OPINIóN
Actualizado 11/11/2020
Manuel Alcántara

De pronto un sentimiento que parecía relegado a la sinrazón, que se concedía como patrimonio de la niñez o de alguna situación de minusvalía se adueña del espacio. En torno a las pasadas elecciones norteamericanas los sondeos de opinión han señalado que el 96% de los votantes demócratas y el 89% de los republicanos decía que si ganara su rival "sentirían miedo". La polarización afectiva es un escenario habitual en la política donde la lógica amigo-enemigo desempeña un papel relevante, pero otra cosa es la parálisis que provoca el temor profundo del desasosiego que genera el otro.

Asimismo, quienes han vivido bajo una dictadura lo saben bien asumiendo el dicho de que en una democracia solo el lechero llama al timbre de casa a una hora temprana pues bajo un régimen autoritario la patada en la puerta podía acontecer a cualquier hora de la noche. Tomás Hobbes sabía mucho de ello y construyó su pensamiento en torno al miedo a través de una implicación doble en la que el temor se asfixia y da forma a la vida humana: el miedo entre las personas está en el origen del bien común a la vez que el poder soberano es la fuente del miedo que siente la gente.

En Santa María Cahabón (Guatemala) hay 190 poblados, de los cuales 130 están en la categoría de caserío y 12 aldeas. Las proyecciones demográficas dan cuenta que el municipio cuenta con 69.107 habitantes. Tras el paso del huracán Eta se estima que más de la mitad se encuentran incomunicadas en los poblados más alejados de la zona urbana del municipio. Durante días ha resultado imposible llegar hasta las comunidades afectadas por derrumbes porque el caudal del río Cahabón lo impide. Sus habitantes tienen miedo.
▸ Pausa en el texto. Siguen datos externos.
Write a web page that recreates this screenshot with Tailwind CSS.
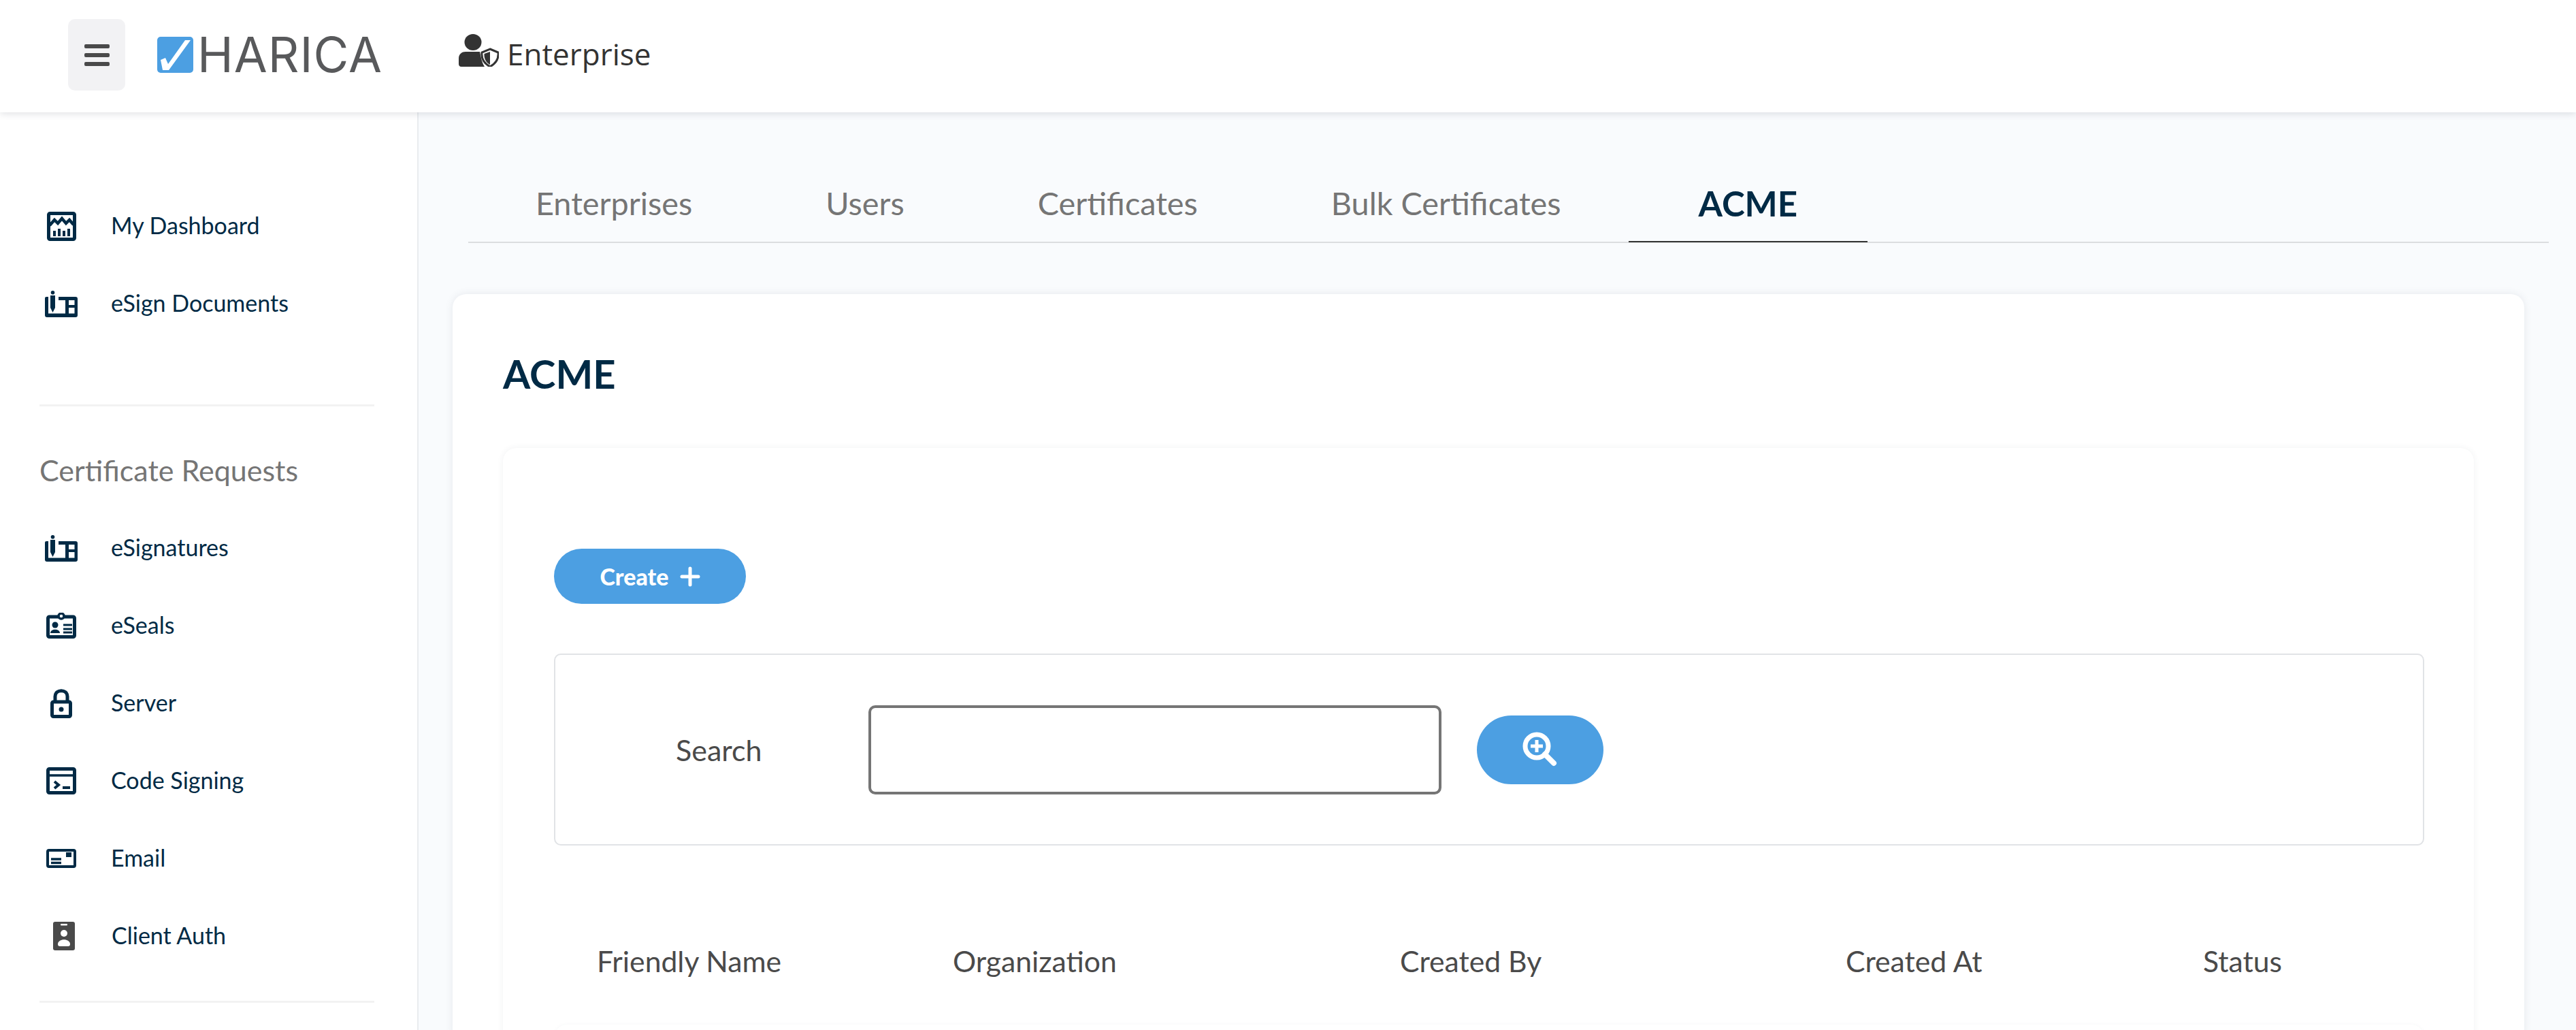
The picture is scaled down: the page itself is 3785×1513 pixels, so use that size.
<!DOCTYPE html>
<html lang="en">
<head>
    <meta charset="UTF-8">
    <title>HARICA Enterprise - ACME</title>
    <script src="https://cdn.jsdelivr.net/npm/@tailwindcss/browser@4"></script>
</head>
<body class="bg-[#f9fbfd] font-['Lato',sans-serif] text-[#002a45] h-[1513px] overflow-hidden">
    <!-- top bar -->
    <header class="relative z-10 h-[165px] bg-white flex items-start pl-[100px] pt-[28px] shadow-[0_2px_10px_rgba(60,70,90,0.16)]">
        <button class="w-[84px] h-[105px] rounded-[10px] bg-[#f2f2f4] flex flex-col items-center justify-center gap-[7px]">
            <span class="block w-[37px] h-[6px] rounded-[2px] bg-[#4a4a4a]"></span>
            <span class="block w-[37px] h-[6px] rounded-[2px] bg-[#4a4a4a]"></span>
            <span class="block w-[37px] h-[6px] rounded-[2px] bg-[#4a4a4a]"></span>
        </button>
        <div class="flex items-center ml-[47px] mt-[26px] h-[53px]">
            <svg width="53" height="53" viewBox="0 0 53 53">
                <rect width="53" height="53" rx="5" fill="#4c9fe2"/>
                <path d="M5 34 L12 31 L16 40 L41 5 L49 5 L17 49 L8 49 Z" fill="#fff"/>
            </svg>
            <span class="ml-[6px] font-['Inter',sans-serif] text-[71px] leading-[53px] tracking-[1px] text-[#58595b]">HARICA</span>
        </div>
        <div class="flex items-center ml-[112px] mt-[22px] h-[48px]">
            <svg width="59" height="48" viewBox="0 0 59 48">
                <ellipse cx="21" cy="12" rx="12.5" ry="12" fill="#333"/>
                <path d="M0 44 V36 C0 29 5 26 10 26 H31 C32 30 33 40 38 48 H4 C1 48 0 46 0 44 Z" fill="#333"/>
                <path d="M46 22 L58 27 C59 36 55 43 46 48 C37 43 33 36 34 27 Z" fill="#fff" stroke="#333" stroke-width="3"/>
                <path d="M46 26 V45 C40 42 37 36 37.500 29 Z" fill="#333"/>
            </svg>
            <span class="ml-[12px] mt-[10px] font-['Open_Sans',sans-serif] text-[44px] leading-[48px] text-[#333]">Enterprise</span>
        </div>
    </header>

    <div class="flex h-[1348px]">
        <!-- sidebar -->
        <aside class="w-[615px] shrink-0 bg-white border-r-2 border-[#e9ecef] pt-[110px] text-[34px]">
            <nav>
                <a class="flex items-center h-[114px] pl-[58px]">
                    <span class="w-[64px] flex justify-center">
                        <svg width="43" height="43" viewBox="0 0 43 43" fill="none" stroke="#002a45">
                            <rect x="2.500" y="2.500" width="38" height="38" rx="2" stroke-width="5"/>
                            <path d="M4 20 L11 12 L16 17 L22 10 L28 17 L33 12 L39 19" stroke-width="4.500"/>
                            <path d="M11 28 V36 M18 25 V36 M25 28 V36 M32 25 V36" stroke-width="4"/>
                        </svg>
                    </span>
                    <span class="ml-[41px] pb-[3px]">My Dashboard</span>
                </a>
                <a class="flex items-center h-[114px] pl-[58px]">
                    <span class="w-[64px] flex justify-center">
                        <svg width="48" height="39" viewBox="0 0 48 39" fill="#002a45">
                            <path fill-rule="evenodd" d="M2 9 H5 V33.500 H30 V14 H20 V9 H45 Q48 9 48 12 V36 Q48 39 45 39 H3 Q0 39 0 36 V11 Q0 9 2 9 Z M35 14 V21 H43.500 V14 Z M35 25 V33.500 H43.500 V25 Z"/>
                            <circle cx="11.500" cy="2.800" r="2.800"/>
                            <path d="M8 7 H15 V25 L11.500 32 L8 25 Z"/>
                        </svg>
                    </span>
                    <span class="ml-[41px] pb-[3px]">eSign Documents</span>
                </a>
            </nav>
            <div class="ml-[58px] mr-[63px] mt-[91px] border-t-[3px] border-[#f2f2f2]"></div>
            <h3 class="mx-[58px] pt-[68px] h-[151px] text-[43px] leading-[52px] text-[#757575]">Certificate Requests</h3>
            <nav>
                <a class="flex items-center h-[114px] pl-[58px]">
                    <span class="w-[64px] flex justify-center">
                        <svg width="48" height="39" viewBox="0 0 48 39" fill="#002a45">
                            <path fill-rule="evenodd" d="M2 9 H5 V33.500 H30 V14 H20 V9 H45 Q48 9 48 12 V36 Q48 39 45 39 H3 Q0 39 0 36 V11 Q0 9 2 9 Z M35 14 V21 H43.500 V14 Z M35 25 V33.500 H43.500 V25 Z"/>
                            <circle cx="11.500" cy="2.800" r="2.800"/>
                            <path d="M8 7 H15 V25 L11.500 32 L8 25 Z"/>
                        </svg>
                    </span>
                    <span class="ml-[41px] pb-[3px]">eSignatures</span>
                </a>
                <a class="flex items-center h-[114px] pl-[58px]">
                    <span class="w-[64px] flex justify-center">
                        <svg width="44" height="38" viewBox="0 0 44 38">
                            <rect x="2.500" y="6" width="39" height="29.500" rx="2" fill="none" stroke="#002a45" stroke-width="5"/>
                            <circle cx="22" cy="5" r="4" fill="#fff" stroke="#002a45" stroke-width="3.500"/>
                            <circle cx="13" cy="18" r="4.500" fill="#002a45"/>
                            <path d="M6 30 C6 23 20 23 20 30 Z" fill="#002a45"/>
                            <path d="M25 18 H38 M25 24 H38 M25 29 H38" stroke="#002a45" stroke-width="3"/>
                        </svg>
                    </span>
                    <span class="ml-[41px] pb-[3px]">eSeals</span>
                </a>
                <a class="flex items-center h-[114px] pl-[58px]">
                    <span class="w-[64px] flex justify-center">
                        <svg width="32" height="43" viewBox="0 0 32 43" fill="none" stroke="#002a45" stroke-width="5">
                            <rect x="2.500" y="19" width="27" height="21.500" rx="2"/>
                            <path d="M7 19 V11 C7 0 25 0 25 11 V19"/>
                            <circle cx="16" cy="30" r="3.500" fill="#002a45" stroke="none"/>
                        </svg>
                    </span>
                    <span class="ml-[41px] pb-[3px]">Server</span>
                </a>
                <a class="flex items-center h-[114px] pl-[58px]">
                    <span class="w-[64px] flex justify-center">
                        <svg width="44" height="40" viewBox="0 0 44 40" fill="none" stroke="#002a45">
                            <rect x="2.500" y="2.500" width="39" height="35" rx="2" stroke-width="5"/>
                            <path d="M3 12 H41" stroke-width="3.500"/>
                            <path d="M9 7 H12 M17 7 H20 M24 7 H27" stroke="#fff" stroke-width="3"/>
                            <path d="M12 21 L18 26 L12 31" stroke-width="4"/>
                            <path d="M24 30 H35" stroke-width="4"/>
                        </svg>
                    </span>
                    <span class="ml-[41px] pb-[3px]">Code Signing</span>
                </a>
                <a class="flex items-center h-[114px] pl-[58px]">
                    <span class="w-[64px] flex justify-center">
                        <svg width="44" height="28" viewBox="0 0 44 28" fill="none" stroke="#002a45">
                            <rect x="2" y="2" width="40" height="24" rx="2" stroke-width="4"/>
                            <path d="M7 15 H22 M7 20.500 H22" stroke-width="3.500"/>
                            <rect x="29" y="5" width="8" height="7" fill="#002a45" stroke="none"/>
                        </svg>
                    </span>
                    <span class="ml-[41px] pb-[3px]">Email</span>
                </a>
                <a class="flex items-center h-[114px] pl-[58px]">
                    <span class="w-[64px] flex justify-center pl-[8px]">
                        <svg width="32" height="42" viewBox="0 0 32 42">
                            <rect width="32" height="42" rx="3" fill="#4a4a4a"/>
                            <rect x="11" y="3" width="10" height="2.500" rx="1" fill="#fff"/>
                            <circle cx="16" cy="17" r="5" fill="#fff"/>
                            <path d="M7 33 C7 24 25 24 25 33 C25 35 24 36 22 36 H10 C8 36 7 35 7 33 Z" fill="#fff"/>
                        </svg>
                    </span>
                    <span class="ml-[42px] pb-[3px]">Client Auth</span>
                </a>
            </nav>
            <div class="ml-[58px] mr-[63px] mt-[38px] border-t-[3px] border-[#f2f2f2]"></div>
        </aside>

        <!-- main -->
        <main class="flex-1 min-w-0">
            <div class="ml-[73px] mr-[40px] mt-[110px] flex h-[82px] border-b-2 border-[#dcdee0] text-[46.800px] leading-[47px] text-[#757575]">
                <a class="pl-[99px] pr-[98px] h-[82px]">Enterprises</a>
                <a class="px-[98px] h-[82px]">Users</a>
                <a class="px-[98px] h-[82px]">Certificates</a>
                <a class="pl-[98px] pr-[99px] h-[82px]">Bulk Certificates</a>
                <a class="px-[103px] h-[81px] border-b-2 border-[#333] text-[51px] font-bold text-[#002a45]">ACME</a>
            </div>

            <section class="ml-[50px] mr-[76px] mt-[75px] bg-white rounded-[20px] shadow-[0_0_12px_rgba(60,70,90,0.1)] px-[74px] pt-[95px] h-[1100px]">
                <h1 class="text-[58px] leading-[44px] font-bold text-[#002a45]">ACME</h1>
                <div class="mt-[87px] bg-white rounded-[20px] shadow-[0_0_10px_rgba(60,70,90,0.07)] pl-[75px] pr-[73px] pt-[148px] h-[900px]">
                    <button class="flex items-center justify-center gap-[16px] w-[282px] h-[81px] rounded-full bg-[#4c9fe2] text-white text-[34px] font-black">
                        Create
                        <svg width="30" height="30" viewBox="0 0 30 30" fill="none" stroke="#fff" stroke-width="5" stroke-linecap="round"><path d="M15 3 V27 M3 15 H27"/></svg>
                    </button>
                    <div class="mt-[73px] h-[282px] border-2 border-[#e1e3e6] rounded-[10px] flex items-center">
                        <label class="w-[460px] pl-[177px] pt-[3px] text-[43px] text-[#4a4a4a]">Search</label>
                        <input class="w-[842px] h-[131px] bg-white border-[4px] border-[#757575] rounded-[10px]" type="text">
                        <button class="ml-[52px] w-[186px] h-[101px] rounded-full bg-[#4c9fe2] flex items-center justify-center">
                            <svg width="52" height="52" viewBox="0 0 52 52" fill="none" stroke="#fff">
                                <circle cx="21" cy="21" r="17" stroke-width="7"/>
                                <path d="M33 33 L46 46" stroke-width="8" stroke-linecap="round"/>
                                <path d="M21 12 V30 M12 21 H30" stroke-width="5"/>
                            </svg>
                        </button>
                    </div>
                    <div class="mt-[143px] flex text-[42.700px] leading-[54px] text-[#4a4a4a]">
                        <span class="w-[586px] pl-[63px]">Friendly Name</span>
                        <span class="w-[657px]">Organization</span>
                        <span class="w-[655px]">Created By</span>
                        <span class="w-[525px]">Created At</span>
                        <span>Status</span>
                    </div>
                    <div class="mt-[66px] h-[60px] rounded-[20px] bg-white shadow-[0_0_6px_rgba(60,70,90,0.04)]"></div>
                </div>
            </section>
        </main>
    </div>
</body>
</html>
En Arguineguín, municipio de Mogán (Gran Canaria), se hacinan centenares de personas que llegan en pateras y cayucos. Desde la perspectiva europea es un botón de muestra más de la llamada "crisis migratoria" que requiere, dicen las autoridades, "de implicación y de solidaridad". Las condiciones de vida del campamento erigido improvisadamente son lamentables y atentan contra la dignidad de los allí alojados. La cuestión se plantea desde la perspectiva de la inmigración ilegal y de la necesaria lucha contra las mafias que la manejan. Sin embargo, el miedo es el protagonista oculto que se ceba en quienes navegan al socaire de embarcaciones precarias y se prolonga hasta donde son confinados.

Las cifras se enredan. Dos terceras partes de los fallecidos por la COVID-19 tienen más de ochenta años, pero la tasa de letalidad de ese grupo etario es de uno de cada diez entre los infectados. Las decenas de miles de muertos en las residencias de mayores han desplegado un manto de ansiedad que ha cubierto a sus moradores hasta llegar a una situación particularmente depresiva. Si la vejez, como agotamiento de las expectativas y disminución de la energía vital, supone la entrada en una etapa de turbación la pandemia provoca una solitaria agitación pavorosa.